In December MEPs were expecting a full decision-making role on the new Code of Conduct, via a report that would be voted on in the Budget Control Committee and in plenary. Even the name of the rapporteur had been discussed. It appears that the Commission preferred a more limited role for the Parliament, only involving the Conference of Presidents. After they met last week, the process has been broadened to include a discussion in the Conference of Committee Chairs; a plenary vote might follow.

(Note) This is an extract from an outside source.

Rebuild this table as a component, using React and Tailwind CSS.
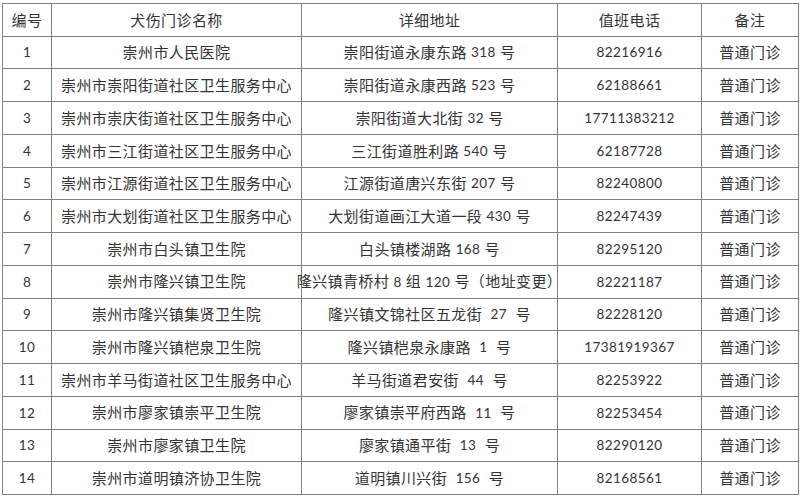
import React from 'react';

const rows = [
  ['1', '崇州市人民医院', '崇阳街道永康东路 318 号', '82216916'],
  ['2', '崇州市崇阳街道社区卫生服务中心', '崇阳街道永康西路 523 号', '62188661'],
  ['3', '崇州市崇庆街道社区卫生服务中心', '崇阳街道大北街 32 号', '17711383212'],
  ['4', '崇州市三江街道社区卫生服务中心', '三江街道胜利路 540 号', '62187728'],
  ['5', '崇州市江源街道社区卫生服务中心', '江源街道唐兴东街 207 号', '82240800'],
  ['6', '崇州市大划街道社区卫生服务中心', '大划街道画江大道一段 430 号', '82247439'],
  ['7', '崇州市白头镇卫生院', '白头镇楼湖路 168 号', '82295120'],
  ['8', '崇州市隆兴镇卫生院', '隆兴镇青桥村 8 组 120 号（地址变更）', '82221187'],
  ['9', '崇州市隆兴镇集贤卫生院', '隆兴镇文锦社区五龙街  27  号', '82228120'],
  ['10', '崇州市隆兴镇桤泉卫生院', '隆兴镇桤泉永康路  1  号', '17381919367'],
  ['11', '崇州市羊马街道社区卫生服务中心', '羊马街道君安街  44  号', '82253922'],
  ['12', '崇州市廖家镇崇平卫生院', '廖家镇崇平府西路  11  号', '82253454'],
  ['13', '崇州市廖家镇卫生院', '廖家镇通平街  13  号', '82290120'],
  ['14', '崇州市道明镇济协卫生院', '道明镇川兴街  156  号', '82168561'],
];

// digits in the source are a narrower latin face, so shrink them a bit
const Txt = ({ s }) =>
  s.split(/(\d+)/).map((part, i) =>
    i % 2 ? (
      <span key={i} className="text-[13.5px]">
        {part}
      </span>
    ) : (
      part
    )
  );

const Cell = ({ children }) => (
  <div className="flex items-center justify-center border-r border-b border-[#808080] whitespace-pre">
    {children}
  </div>
);

export default function App() {
  return (
    <div className="w-[800px] h-[498px] bg-white pt-[3px] pl-[2px] text-[#333] text-[15px] tracking-[0.4px] font-['Lato','Noto_Sans_CJK_SC',sans-serif]">
      <div className="w-[797px] border-l border-t border-[#808080] grid grid-cols-[49px_250px_256px_144px_97px] grid-rows-[repeat(15,minmax(0,1fr))] h-[492px]">
        <Cell>编号</Cell>
        <Cell>犬伤门诊名称</Cell>
        <Cell>详细地址</Cell>
        <Cell>值班电话</Cell>
        <Cell>备注</Cell>
        {rows.map((r) => (
          <React.Fragment key={r[0]}>
            <Cell><Txt s={r[0]} /></Cell>
            <Cell>{r[1]}</Cell>
            <Cell><Txt s={r[2]} /></Cell>
            <Cell><Txt s={r[3]} /></Cell>
            <Cell>普通门诊</Cell>
          </React.Fragment>
        ))}
      </div>
    </div>
  );
}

During the debate hosted by ALTER-EU and the European Journalism Centre earlier this month, prominent MEPs voiced strong criticisms of the current Code and the Commission’s proposed revisions. MEP Lothar Bisky (United Left), a member of the Conference of Presidents, demanded a three-year cooling-off period. Irish Social Democrat MEP Nessa Childers called for transparency around the new jobs of former Commissioners and for effective sanctions to be introduced, such as withholding part of the ex-Commissioners’ pension. German Christian-Democrat MEP Inge Grässle argued that the Code should be replaced by a proper regulation, which would allow for enforcement by a prosecutor. Let’s hope that the Commission will listen to the solutions proposed by these and other MEPs.